When we think and act like the world we show how insignificant is our relationship with God. He created us in His image so our thinking would conform to truth unaffected by sin and rebellion. When confronted by the philosophy of the world our spirit, counseled and directed by the Spirit who resides within, knows there is something wrong. We may not be able to articulate the wrong, or explain how it is wrong, but we know.

However, when anything we do is perceived by the world as wrong when we know it is God’s express will, bringing the world’s displeasure from our righteous actions and attitudes, do we then submit to the world and agree we are wrong? Are we not convinced of God’s will? If we do no wrong why do we allow the world to convince us otherwise?

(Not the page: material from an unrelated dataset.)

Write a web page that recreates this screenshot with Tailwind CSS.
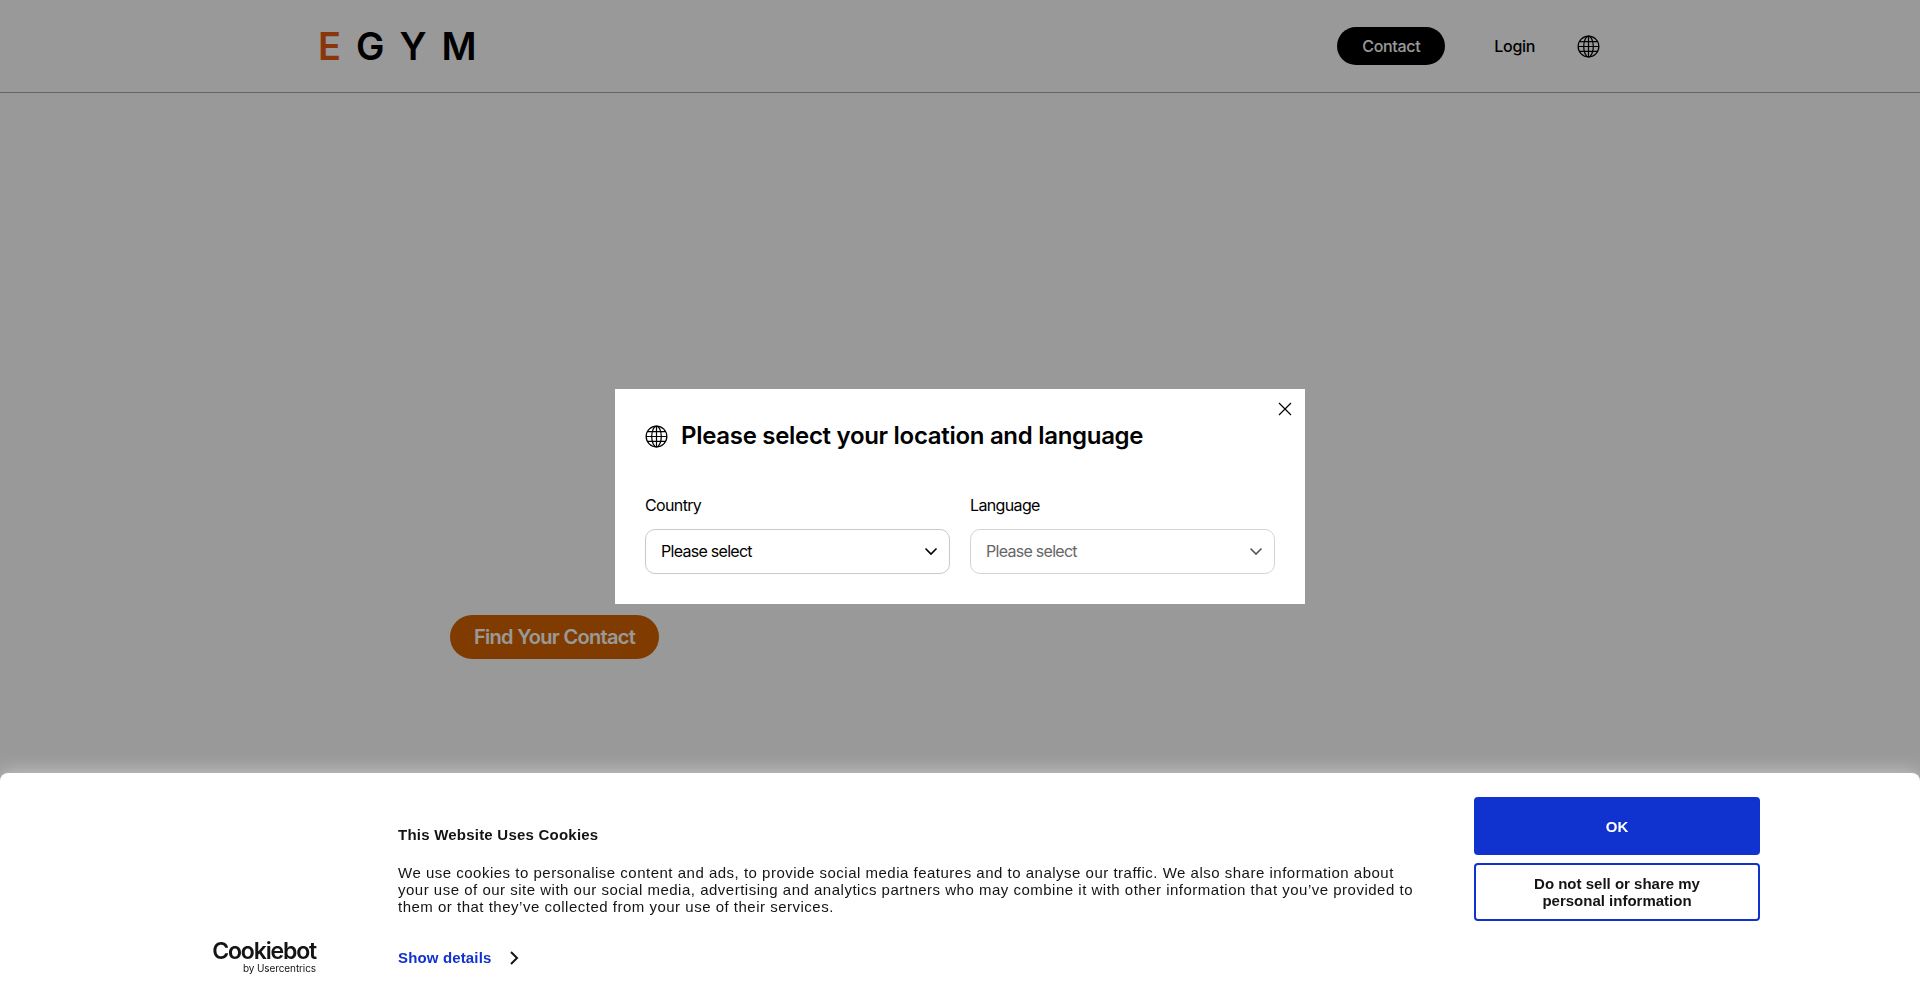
<!DOCTYPE html>
<html lang="en">

<head>
    <meta charset="UTF-8">
    <meta name="viewport" content="width=device-width, initial-scale=1.0">
    <title>EGYM</title>
    <script src="https://cdn.jsdelivr.net/npm/@tailwindcss/browser@4"></script>
</head>

<body class="h-[993px] overflow-hidden bg-white font-['Inter',sans-serif]">

    <!-- page under the overlay -->
    <header class="h-[93px] border-b border-[#a8a8a8] pl-[318px] pr-[320px] flex items-center">
        <div class="flex gap-[15px] font-['Inter',sans-serif] font-semibold text-[38px] leading-none text-black">
            <span class="text-[#e65a14]">E</span><span>G</span><span>Y</span><span>M</span>
        </div>
        <nav class="ml-auto flex items-center">
            <a class="h-[38px] w-[108px] rounded-full bg-black text-white text-[16px] font-medium tracking-[-0.02em] flex items-center justify-center">Contact</a>
            <a class="ml-[49px] text-[16px] font-medium tracking-[-0.02em] text-black">Login</a>
            <svg class="ml-[42px] w-[23px] h-[23px]" viewBox="0 0 24 24" fill="none" stroke="black" stroke-width="1.3">
                <circle cx="12" cy="12" r="10.8" />
                <ellipse cx="12" cy="12" rx="5" ry="10.8" />
                <path d="M12 1.2v21.6M2.4 7h19.2M1.2 12h21.6M2.4 17h19.2" />
            </svg>
        </nav>
    </header>

    <main class="pl-[450px] pt-[522px]">
        <a class="h-[44px] w-[209px] rounded-full bg-[#d56400] text-white text-[20px] font-semibold tracking-[-0.035em] flex items-center justify-center">Find Your Contact</a>
    </main>

    <!-- overlay + modal -->
    <div class="fixed inset-0 bg-black/40 flex items-center justify-center">
        <div class="relative w-[690px] h-[215px] bg-white px-[30px]">
            <button class="absolute top-[12px] right-[12px] w-[16px] h-[16px]">
                <svg viewBox="0 0 16 16" fill="none" stroke="black" stroke-width="1.2">
                    <path d="M2 2l12 12M14 2L2 14" />
                </svg>
            </button>
            <div class="flex items-center pt-[32px]">
                <svg class="w-[23px] h-[23px]" viewBox="0 0 24 24" fill="none" stroke="black" stroke-width="1.3">
                    <circle cx="12" cy="12" r="10.8" />
                    <ellipse cx="12" cy="12" rx="5" ry="10.8" />
                    <path d="M12 1.2v21.6M2.4 7h19.2M1.2 12h21.6M2.4 17h19.2" />
                </svg>
                <h2 class="ml-[13px] text-[24px] leading-[30px] font-semibold tracking-[-0.0125em] text-black">Please select your location and language</h2>
            </div>
            <div class="mt-[42px] grid grid-cols-2 gap-x-[20px]">
                <div>
                    <label class="block text-[16px] leading-[24px] tracking-[-0.04em] text-black">Country</label>
                    <div class="mt-[12px] h-[45px] rounded-[10px] border border-[#c9c9c9] pl-[15px] pr-[11px] pb-[1px] flex items-center justify-between">
                        <span class="text-[16px] tracking-[-0.045em] text-black">Please select</span>
                        <svg class="w-[14px] h-[14px]" viewBox="0 0 14 14" fill="none" stroke="black" stroke-width="1.6">
                            <path d="M1.5 4.5L7 10l5.5-5.5" />
                        </svg>
                    </div>
                </div>
                <div>
                    <label class="block text-[16px] leading-[24px] tracking-[-0.04em] text-black">Language</label>
                    <div class="mt-[12px] h-[45px] rounded-[10px] border border-[#d4d4d4] pl-[15px] pr-[11px] pb-[1px] flex items-center justify-between">
                        <span class="text-[16px] tracking-[-0.045em] text-[#666]">Please select</span>
                        <svg class="w-[14px] h-[14px]" viewBox="0 0 14 14" fill="none" stroke="#555" stroke-width="1.6">
                            <path d="M1.5 4.5L7 10l5.5-5.5" />
                        </svg>
                    </div>
                </div>
            </div>
        </div>
    </div>

    <!-- cookie banner -->
    <div class="fixed left-0 right-0 bottom-0 h-[220px] bg-white rounded-t-[8px] shadow-[0_0_20px_rgba(255,255,255,0.5)] flex font-['Liberation_Sans',sans-serif] text-[#141414]">
        <div class="w-[398px] flex justify-end items-end pr-[82px] pb-[20px]">
            <div class="flex flex-col items-end">
                <span class="font-['Inter',sans-serif] font-semibold text-[23px] leading-[24px] tracking-[-0.05em] text-[#141414]">Cookiebot</span>
                <span class="font-['Inter',sans-serif] text-[10px] leading-[10px] tracking-[-0.01em] text-[#141414]">by Usercentrics</span>
            </div>
        </div>
        <div class="w-[1030px] pt-[52px]">
            <h3 class="text-[15px] leading-[20px] font-bold tracking-[0.015em]">This Website Uses Cookies</h3>
            <p class="mt-[19px] max-w-[1022px] text-[15px] leading-[17px] tracking-[0.5px]">We use cookies to personalise content and ads, to provide social media features and to analyse our traffic. We also share information about your use of our site with our social media, advertising and analytics partners who may combine it with other information that you’ve provided to them or that they’ve collected from your use of their services.</p>
            <div class="mt-[33px] flex items-center">
                <a class="text-[15px] leading-[20px] font-bold tracking-[0.01em] text-[#1032cf]">Show details</a>
                <svg class="ml-[17px] w-[10px] h-[14px]" viewBox="0 0 10 14" fill="none" stroke="#141414" stroke-width="2">
                    <path d="M2 1l6 6-6 6" />
                </svg>
            </div>
        </div>
        <div class="ml-[46px] w-[286px] pt-[24px] flex flex-col gap-[8px]">
            <button class="h-[58px] rounded-[4px] bg-[#1032cf] text-white text-[15px] leading-[17px] font-bold">OK</button>
            <button class="h-[58px] rounded-[4px] border-2 border-[#1032cf] text-[15px] leading-[17px] font-bold px-[40px]">Do not sell or share my personal information</button>
        </div>
    </div>

</body>

</html>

All who are His are owned by Him. This is an unpopular position. Our words, actions and attitudes are to focus upon Him who strengthens us, directs us and who gives us grace and a peace. This confounds the world. Do we compromise His moral will and character in order to please the world? Or do we please God and face with peace and grace the hatred of the world?

Only those operating under the same standard of justice can be reconciled. We are reconciled to God because we come under His justice and righteousness not the worlds. Being judged by those in the world will bring God’s judgment upon those in the world. Those who hold to a standard bent away from God will never be able to comprehend the actions, attitudes and words of a Christian. They may be curious, though.

But even if you should suffer for righteousness’ sake, you will be blessed. Have no fear of them, nor be troubled, but in your hearts honor Christ the Lord as holy, always being prepared to make a defense to anyone who asks you for a reason for the hope that is in you; yet do it with gentleness and respect, having a good conscience, so that, when you are slandered, those who revile your good behavior in Christ may be put to shame. [1 Peter 3:14-16 ESV]

Live the gospel. All are called by God to obedience. And maybe those who persecute you will see Him.